[BEGIN]

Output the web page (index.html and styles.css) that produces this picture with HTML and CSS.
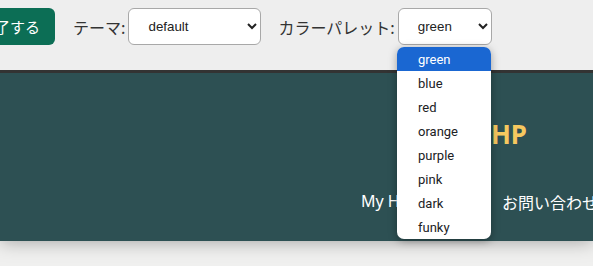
FILE: index.html
```html
<!DOCTYPE html>
<html lang="ja">
<head>
  <meta charset="UTF-8" />
  <meta name="viewport" content="width=device-width, initial-scale=1.0"/>
  <title>My HP</title>
  <link rel="stylesheet" href="styles.css">
</head>
<body>
  <div class="toolbar">
    <button class="btn-done">編集を終了する</button>
    <label class="field">テーマ:
      <select class="picker picker-theme">
        <option>default</option>
      </select>
    </label>
    <label class="field">カラーパレット:
      <select class="picker picker-palette">
        <option>green</option>
      </select>
    </label>

    <!-- ドロップダウン (開いた状態) -->
    <ul class="popup">
      <li class="selected">green</li>
      <li>blue</li>
      <li>red</li>
      <li>orange</li>
      <li>purple</li>
      <li>pink</li>
      <li>dark</li>
      <li>funky</li>
    </ul>
  </div>

  <header>
    <h1 class="site-title">My HP</h1>
    <nav>
      <a href="#">My Hobby</a>
      <a href="#">お問い合わせ</a>
    </nav>
  </header>
</body>
</html>
```

FILE: styles.css
```css
html, body {
  overflow: hidden;
}
body {
  margin: 0;
  padding: 0;
  background: #f0f0ef;
  font-family: "Noto Sans", "Noto Sans CJK JP", sans-serif;
  height: 266px;
}
.toolbar {
  position: relative;
  display: flex;
  align-items: center;
  background: #eeeeee;
  padding: 8px 0 25px 0;
  margin-left: -77px;
}
.btn-done {
  height: 37px;
  padding: 0 15px 0 12px;
  background: #0c6e55;
  color: white;
  border: none;
  border-radius: 6px;
  font-size: 15px;
  font-family: "Noto Sans CJK JP", sans-serif;
  margin-right: 18px;
}
.field {
  display: flex;
  align-items: center;
  gap: 3px;
  font-size: 16px;
  color: #333;
  font-family: "Noto Sans CJK JP", sans-serif;
  margin-right: 17px;
}
.picker {
  height: 37px;
  padding: 0 10px 0 15px;
  background: white;
  border: 1px solid #a8a8a8;
  border-radius: 6px;
  font-family: "Liberation Sans", Arial, sans-serif;
  font-size: 13.33px;
  color: #222;
}
.picker-theme {
  width: 133px;
}
.picker-palette {
  width: 94px;
}
.popup {
  position: absolute;
  left: 474px;
  top: 47px;
  width: 94px;
  margin: 0;
  padding: 0;
  list-style: none;
  background: white;
  border-radius: 7px;
  overflow: hidden;
  box-shadow: 0 2px 8px rgba(0, 0, 0, 0.35);
  z-index: 10;
  font-family: Roboto, sans-serif;
  font-size: 13px;
  color: #202124;
}
.popup li {
  height: 24px;
  line-height: 25px;
  padding-left: 21px;
}
.popup li.selected {
  background: #1a67d2;
  color: white;
}
header {
  background: #2d5053;
  border-top: 3px solid #333;
  height: 168px;
  box-shadow: 0 0 18px rgba(0, 0, 0, 0.35);
}
.site-title {
  margin: 0;
  padding: 44px 66px 0 0;
  text-align: right;
  font-size: 26px;
  font-weight: bold;
  color: #f6c85f;
  line-height: 34px;
}
nav {
  display: flex;
  gap: 65px;
  padding: 39px 0 0 361px;
  white-space: nowrap;
}
nav a {
  color: white;
  text-decoration: none;
  font-size: 16px;
}
```
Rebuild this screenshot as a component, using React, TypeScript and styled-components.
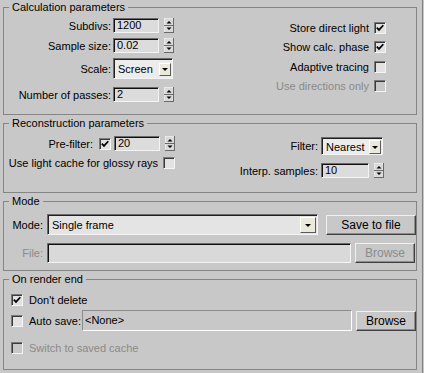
import React from "react";
import styled, { createGlobalStyle } from "styled-components";

const GlobalStyle = createGlobalStyle`
  html, body { margin: 0; padding: 0; background: #c8c8c8; }
  body {
    font-family: "Liberation Sans", Arial, sans-serif;
    font-size: 11px;
    color: #000;
  }
`;

const Panel = styled.div`
  box-sizing: border-box;
  width: 423px;
  height: 373px;
  padding: 1px 0 0 3px;
  border-right: 1px solid #808080;
  display: flex;
  flex-direction: column;
  gap: 2px;
  background: #c8c8c8;
`;

const Group = styled.fieldset<{ $h: number }>`
  box-sizing: border-box;
  width: 414px;
  height: ${(p) => p.$h}px;
  margin: 0;
  padding: 0;
  min-width: 0;
  border: 1px solid #858585;
`;

const Legend = styled.legend`
  margin-left: 5px;
  padding: 0 3px;
  line-height: 13px;
  font-size: 11px;
`;

const Split = styled.div`
  display: flex;
  justify-content: space-between;
  align-items: flex-start;
`;

const Col = styled.div<{ $pt: number; $pr?: number; $w?: number; $end?: boolean }>`
  display: flex;
  flex-direction: column;
  align-items: ${(p) => (p.$end ? "flex-end" : "stretch")};
  padding-top: ${(p) => p.$pt}px;
  padding-right: ${(p) => p.$pr ?? 0}px;
  ${(p) => (p.$w ? `width: ${p.$w}px;` : "")}
`;

const Row = styled.div<{ $h: number; $mt?: number; $gap?: number; $pl?: number }>`
  display: flex;
  align-items: center;
  height: ${(p) => p.$h}px;
  margin-top: ${(p) => p.$mt ?? 0}px;
  padding-left: ${(p) => p.$pl ?? 0}px;
  gap: ${(p) => p.$gap ?? 0}px;
`;

const Label = styled.span<{ $w?: number; $off?: boolean; $mr?: number; $ml?: number; $left?: boolean }>`
  ${(p) => (p.$w ? `width: ${p.$w}px;` : "")}
  text-align: ${(p) => (p.$left ? "left" : "right")};
  margin-right: ${(p) => p.$mr ?? 0}px;
  margin-left: ${(p) => p.$ml ?? 0}px;
  color: ${(p) => (p.$off ? "#8a8a8a" : "#000")};
  white-space: nowrap;
  flex-shrink: 0;
`;

const Field = styled.div<{ $w: number; $h?: number }>`
  box-sizing: border-box;
  width: ${(p) => p.$w}px;
  height: ${(p) => p.$h ?? 15}px;
  background: #dcdcdc;
  border: 1px solid;
  border-color: #6a6a6a #f4f4f4 #f4f4f4 #6a6a6a;
  box-shadow: inset 1px 1px #101010;
  padding-left: 3px;
  line-height: ${(p) => (p.$h ?? 15) - 2}px;
  flex-shrink: 0;
`;

const FileBox = styled.div<{ $w: number; $h: number; $static?: boolean }>`
  box-sizing: border-box;
  width: ${(p) => p.$w}px;
  height: ${(p) => p.$h}px;
  background: ${(p) => (p.$static ? "#c8c8c8" : "#d9d9d9")};
  border: 1px solid;
  border-color: ${(p) =>
    p.$static ? "#8c8c8c #ffffff #ffffff #8c8c8c" : "#6a6a6a #f4f4f4 #f4f4f4 #6a6a6a"};
  box-shadow: ${(p) => (p.$static ? "none" : "inset 1px 1px #101010")};
  padding-left: 2px;
  line-height: ${(p) => p.$h - 2}px;
  flex-shrink: 0;
`;

const SpinBox = styled.svg`
  flex-shrink: 0;
  display: block;
`;

const Select = styled.div<{ $w: number; $h: number; $bg: string }>`
  box-sizing: border-box;
  width: ${(p) => p.$w}px;
  height: ${(p) => p.$h}px;
  display: flex;
  align-items: center;
  justify-content: space-between;
  background: ${(p) => p.$bg};
  border: 1px solid;
  border-color: #6a6a6a #f4f4f4 #f4f4f4 #6a6a6a;
  box-shadow: inset 1px 1px #202020;
  padding: 1px 1px 0 4px;
  flex-shrink: 0;
`;

const ArrowBtn = styled.span<{ $w: number; $h: number }>`
  box-sizing: border-box;
  width: ${(p) => p.$w}px;
  height: ${(p) => p.$h}px;
  display: flex;
  align-items: center;
  justify-content: center;
  background: #ebe8dc;
  border: 1px solid;
  border-color: #ffffff #5a5a5a #5a5a5a #ffffff;
  &::after {
    content: "";
    border-left: 3px solid transparent;
    border-right: 3px solid transparent;
    border-top: 3px solid #000;
    margin-top: 1px;
  }
`;

const Button = styled.div<{ $w: number; $h: number; $off?: boolean }>`
  box-sizing: border-box;
  width: ${(p) => p.$w}px;
  height: ${(p) => p.$h}px;
  display: flex;
  align-items: center;
  justify-content: center;
  background: #c8c8c8;
  border: 1px solid;
  border-color: #f0f0f0 #404040 #404040 #f0f0f0;
  box-shadow: inset -1px -1px #8c8c8c;
  color: ${(p) => (p.$off ? "#8c8c8c" : "#000")};
  font-size: 12px;
  flex-shrink: 0;
`;

const Box = styled.span<{ $off?: boolean }>`
  box-sizing: border-box;
  width: 12px;
  height: 12px;
  display: flex;
  align-items: center;
  justify-content: center;
  background: ${(p) => (p.$off ? "#c8c8c8" : "#e2e2e2")};
  border: 1px solid;
  border-color: #7a7a7a #f4f4f4 #f4f4f4 #7a7a7a;
  box-shadow: inset 1px 1px #3a3a3a;
  flex-shrink: 0;
`;

const CheckGrid = styled.div`
  display: grid;
  grid-template-columns: auto 12px;
  grid-auto-rows: 13px;
  row-gap: 6.5px;
  column-gap: 5px;
  align-items: center;
  justify-items: end;
`;

const FormGrid = styled.div`
  display: grid;
  grid-template-columns: auto 63px;
  column-gap: 3px;
  row-gap: 8px;
  align-items: center;
`;

const GridLabel = styled.span`
  justify-self: end;
  white-space: nowrap;
`;

const Mark = () => (
  <svg width="8" height="8" viewBox="0 0 8 8">
    <path d="M0.8 3.6 L3 5.9 L7.3 1.2" fill="none" stroke="#000" strokeWidth="1.7" />
  </svg>
);

const Check = ({ on, off }: { on?: boolean; off?: boolean }) => (
  <Box $off={off}>{on ? <Mark /> : null}</Box>
);

const Spinner = () => (
  <SpinBox width="10" height="15" viewBox="0 0 10 15">
    <rect x="0" y="0" width="10" height="15" fill="#dadada" />
    <path d="M0 0H10M0 0V15" stroke="#f6f6f6" strokeWidth="1" />
    <path d="M0 14.5H10M9.5 0V15M0 7.5H10" stroke="#6a6a6a" strokeWidth="1" />
    <path d="M2.5 5.5 L5 3 L7.5 5.5 Z" fill="#000" />
    <path d="M2.5 9.5 L5 12 L7.5 9.5 Z" fill="#000" />
  </SpinBox>
);

const Spin = ({ value, w = 46 }: { value: string; w?: number }) => (
  <Row $h={15} $gap={5}>
    <Field $w={w}>{value}</Field>
    <Spinner />
  </Row>
);

export default function App() {
  return (
    <>
      <GlobalStyle />
      <Panel>
        <Group $h={114}>
          <Legend>Calculation parameters</Legend>
          <Split>
            <Col $pt={4}>
              <Row $h={15}>
                <Label $w={107} $mr={2}>Subdivs:</Label>
                <Spin value="1200" />
              </Row>
              <Row $h={15} $mt={5}>
                <Label $w={107} $mr={2}>Sample size:</Label>
                <Spin value="0.02" />
              </Row>
              <Row $h={21} $mt={5}>
                <Label $w={107} $mr={2}>Scale:</Label>
                <Select $w={60} $h={21} $bg="#ececec">
                  Screen
                  <ArrowBtn $w={12} $h={13} />
                </Select>
              </Row>
              <Row $h={15} $mt={8}>
                <Label $w={107} $mr={2}>Number of passes:</Label>
                <Spin value="2" />
              </Row>
            </Col>
            <Col $pt={7} $pr={30}>
              <CheckGrid>
                <span>Store direct light</span>
                <Check on />
                <span>Show calc. phase</span>
                <Check on />
                <span>Adaptive tracing</span>
                <Check />
                <Label $off>Use directions only</Label>
                <Check off />
              </CheckGrid>
            </Col>
          </Split>
        </Group>

        <Group $h={76}>
          <Legend>Reconstruction parameters</Legend>
          <Split>
            <Col $pt={6} $w={171} $end>
              <Row $h={15}>
                <Label $mr={6}>Pre-filter:</Label>
                <Check on />
                <Row $h={15} $pl={3}>
                  <Spin value="20" />
                </Row>
              </Row>
              <Row $h={12} $mt={6}>
                <Label $mr={5}>Use light cache for glossy rays</Label>
                <Check />
              </Row>
            </Col>
            <Col $pt={7} $pr={32}>
              <FormGrid>
                <GridLabel>Filter:</GridLabel>
                <Select $w={62} $h={18} $bg="#ececec">
                  Nearest
                  <ArrowBtn $w={12} $h={14} />
                </Select>
                <GridLabel>Interp. samples:</GridLabel>
                <Spin value="10" w={48} />
              </FormGrid>
            </Col>
          </Split>
        </Group>

        <Group $h={76}>
          <Legend>Mode</Legend>
          <Col $pt={6}>
            <Row $h={21}>
              <Label $w={39} $mr={4}>Mode:</Label>
              <Select $w={271} $h={21} $bg="#e4e4e4">
                Single frame
                <ArrowBtn $w={16} $h={16} />
              </Select>
              <Row $h={21} $pl={8}>
                <Button $w={90} $h={20}>Save to file</Button>
              </Row>
            </Row>
            <Row $h={20} $mt={8}>
              <Label $w={39} $mr={4} $off>File:</Label>
              <FileBox $w={304} $h={20} />
              <Row $h={20} $pl={4}>
                <Button $w={60} $h={20} $off>Browse</Button>
              </Row>
            </Row>
          </Col>
        </Group>

        <Group $h={97}>
          <Legend>On render end</Legend>
          <Col $pt={7}>
            <Row $h={13} $pl={7}>
              <Check on />
              <Label $ml={6}>Don't delete</Label>
            </Row>
            <Row $h={21} $mt={4} $pl={7}>
              <Check />
              <Label $w={53} $ml={6} $left>Auto save:</Label>
              <FileBox $w={270} $h={21} $static>&lt;None&gt;</FileBox>
              <Row $h={21} $pl={4}>
                <Button $w={60} $h={20}>Browse</Button>
              </Row>
            </Row>
            <Row $h={13} $mt={10} $pl={7}>
              <Check off />
              <Label $off $ml={6}>Switch to saved cache</Label>
            </Row>
          </Col>
        </Group>
      </Panel>
    </>
  );
}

[END]

> _REQUEST_
In the entries above, find lines with "this" and copy each.

> _RESULT_
Output the web page (index.html and styles.css) that produces this picture with HTML and CSS.
Rebuild this screenshot as a component, using React, TypeScript and styled-components.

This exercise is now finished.